Why is it important to have associations like the ESIA? How does it help shape the solar industry in the MENA region?
It serves the same purpose as organizations like the SEIA in the U.S. or the EPIA in Europe; particularly in this region where there is no formal policy at this time. We have seen a lot of talk about solar projects, but they are more trophy, one-off projects with no apparent pipeline of development to them. Companies that are coming into any new market want to develop a long-term program in that country. It is difficult to do that without a single source for information or a regulatory environment for that yet. There are no clear policy statements like the FITs in the EU and initiatives like renewable energy credits in the U.S. that are driving the solar business development. What the association is meant to do is: develop the industry within the country, create an awareness and educate, help foster the development of local companies and industry and reach out to policy makers and players to help them move the solar program forward to enable a real development.
There are solar plans underway, like the Shams 1 and 2 and the Noor 1. Other countries have also been actively starting, like Morocco. Do you think the pace of development is promising or do you see the potential for faster growth?
The countries in the MENA region are all so different. Unlike the U.S. and Europe, each country has somewhat of a different model. Some countries are wealthier. The problem with projects like Shams and Noor are they are closed projects, run and operated by one entity, in this case Masdar. It doesnt necessarily mean that the government is embracing a policy for solar energy. There is neither a clear framework nor a regulatory, legal structure. An independent company cannot come in and develop easily. You have ADWEA (Abu Dhabi Water & Electricity Authority) who have monopoly in providing power in Abu Dhabi so the concept of distributed power like Shams and Noor runs against that. They are working on agreements but there is no clear law that establishes such solar projects to occur on a regular basis.
An important aspect for the growth of renewable energy is the national grid and its ability to support the generated power. How prepared are the national grids in the MENA countries?
You have the grid within the UAE, which runs in the seven different emirates: the independent operators DEWA(Dubai Electricity and Water Authority), ADWEA and then you have SEWA (Sharjah Electricity Water Authority). In terms of the grid, they have the capacity but perhaps they lack the coordination at this time. The problem in the UAE is that they are such independent entities.
An interesting question would be the acceptance of solar power among the locals who have depended on oil thus far. How has the response been towards solar power from the public?

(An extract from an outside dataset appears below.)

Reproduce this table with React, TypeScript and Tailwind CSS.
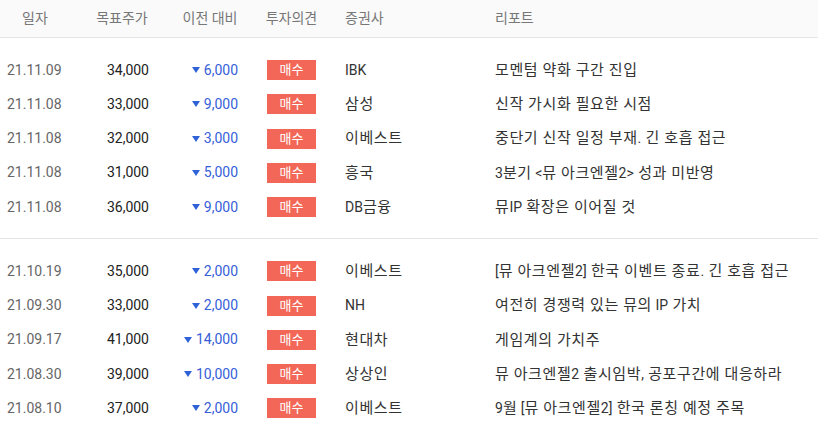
const groups = [
  [
    { date: '21.11.09', price: '34,000', diff: '6,000', broker: 'IBK', title: '모멘텀 약화 구간 진입' },
    { date: '21.11.08', price: '33,000', diff: '9,000', broker: '삼성', title: '신작 가시화 필요한 시점' },
    { date: '21.11.08', price: '32,000', diff: '3,000', broker: '이베스트', title: '중단기 신작 일정 부재. 긴 호흡 접근' },
    { date: '21.11.08', price: '31,000', diff: '5,000', broker: '흥국', title: '3분기 <뮤 아크엔젤2> 성과 미반영' },
    { date: '21.11.08', price: '36,000', diff: '9,000', broker: 'DB금융', title: '뮤IP 확장은 이어질 것' },
  ],
  [
    { date: '21.10.19', price: '35,000', diff: '2,000', broker: '이베스트', title: '[뮤 아크엔젤2] 한국 이벤트 종료. 긴 호흡 접근' },
    { date: '21.09.30', price: '33,000', diff: '2,000', broker: 'NH', title: '여전히 경쟁력 있는 뮤의 IP 가치' },
    { date: '21.09.17', price: '41,000', diff: '14,000', broker: '현대차', title: '게임계의 가치주' },
    { date: '21.08.30', price: '39,000', diff: '10,000', broker: '상상인', title: '뮤 아크엔젤2 출시임박, 공포구간에 대응하라' },
    { date: '21.08.10', price: '37,000', diff: '2,000', broker: '이베스트', title: '9월 [뮤 아크엔젤2] 한국 론칭 예정 주목' },
  ],
];

const cols = 'grid grid-cols-[70px_104px_72px_91px_150px_1fr]';

// Hangul runs are drawn a bit larger/wider than latin, like the original font
function Mixed({ text }: { text: string }) {
  const parts = text.split(/([가-힣 ]*[가-힣]+)/).filter(Boolean);
  return (
    <>
      {parts.map((p, i) =>
        /[가-힣]/.test(p) ? (
          <span key={i} className="text-[15px] tracking-[0.6px]">{p}</span>
        ) : (
          <span key={i}>{p}</span>
        )
      )}
    </>
  );
}

export default function App() {
  return (
    <div className="w-[818px] h-[429px] bg-white overflow-hidden font-['Roboto','Noto_Sans_CJK_KR',sans-serif] text-[14px]">
      {/* Header */}
      <div className={`${cols} h-[38px] items-center bg-[#fafafa] border-b border-[#e5e5e5] text-[#777]`}>
        <div className="text-center">일자</div>
        <div className="text-center">목표주가</div>
        <div className="text-center">이전 대비</div>
        <div className="text-center">투자의견</div>
        <div className="pl-[8px]">증권사</div>
        <div className="pl-[8px]">리포트</div>
      </div>

      {groups.map((rows, gi) => (
        <div key={gi} className={`pt-[15px] pb-[14px] ${gi === 0 ? 'border-b border-[#e5e5e5]' : ''}`}>
          {rows.map((r, i) => (
            <div key={i} className={`${cols} h-[34.25px] items-center`}>
              <div className="pl-[7px] text-[#666]">{r.date}</div>
              <div className="text-right pr-[25px] text-[#222]">{r.price}</div>
              <div className="flex items-center justify-end pr-[8px] text-[#3560d8]">
                <svg width="8" height="6" viewBox="0 0 8 6" className="mr-[4px]">
                  <path d="M0 0H8L4 6Z" fill="#2f62d6" />
                </svg>
                {r.diff}
              </div>
              <div className="flex justify-center">
                <span className="w-[49px] h-[20px] bg-[#f26757] text-white text-[13px] leading-[20px] text-center">매수</span>
              </div>
              <div className="pl-[8px] text-[#333] whitespace-nowrap"><Mixed text={r.broker} /></div>
              <div className="pl-[8px] text-[#333] whitespace-nowrap"><Mixed text={r.title} /></div>
            </div>
          ))}
        </div>
      ))}
    </div>
  );
}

The general public sees the logic in solar, being in a sun-intensive region. There are, however, urban myths about solar that works against it: it is expensive and the issue of dust on solar modules. This is where the solar associations have to work on educating the public, the institutions and the government.
In the UAE, there are several different economic situations: Abu Dhabi, where 90 plus percent of the oil wealth is and Dubai, where the oil is lesser but energy is significantly subsidized.
Solar has not been embraced in Dubai at this stage but they need to grasp the real cost of energy. When they generate power today, subsidized energy prices apply. More and more oil for export is being consumed domestically and this creates huge opportunity costs. Solar has a longer return on investment term. In a country which looks for very quick returns, three to five years is a very long horizon for them. They need to have projects with more visibility and highlight successes and problems and then you are going to get better results overall.
When do you foresee a proper structure emerging in the region?
Unlike the EU and the U.S., sometimes it comes down to the King saying this is what we have to do. Saudi Arabia has established a smart organization called the King Abdullah City for Atomic and Renewable Energy or K.A.CARE. It is an organization tasked to handle the atomic and renewable policy for Saudi Arabia. This group has been working for about a year now and I expect late this year, early next year, for them to make an announcement on the steps and projects they want to undertake. The same thing has to take place in the UAE. You need someone, like the Crown Prince or the executive council, to come out and say this is what we are going to be doing. Then things will move very fast.
So, thats something we can look forward? The Crown Prince making an announcement soon hopefully?
It is beginning to happen but right now I think the UAE is stalled. They made headlines for Shams and Noor. They do not do much for the overall renewable or solar scheme for the country. They are great reference projects but they are not really creating an industry of companies.
Shams and Noor have one or two companies involved. In the case of Noor, Masdar is the client. Potentially, probably, one company is going to get the 100 megawatt job. 50 percent of that project will have modules supplied by Masdar in Germany.
How is the solar labor force in the MENA region?
There is plenty of manpower. One of the things we are working on with associations is bringing in training for specifics of solar, within utilities and on the side of installers and developers side. I have been speaking to international groups and trying to set up a training and certification program within the GCC region, to get the mid-upper labor force educated in solar. We are trying to make education and training an essential part of what we are doing.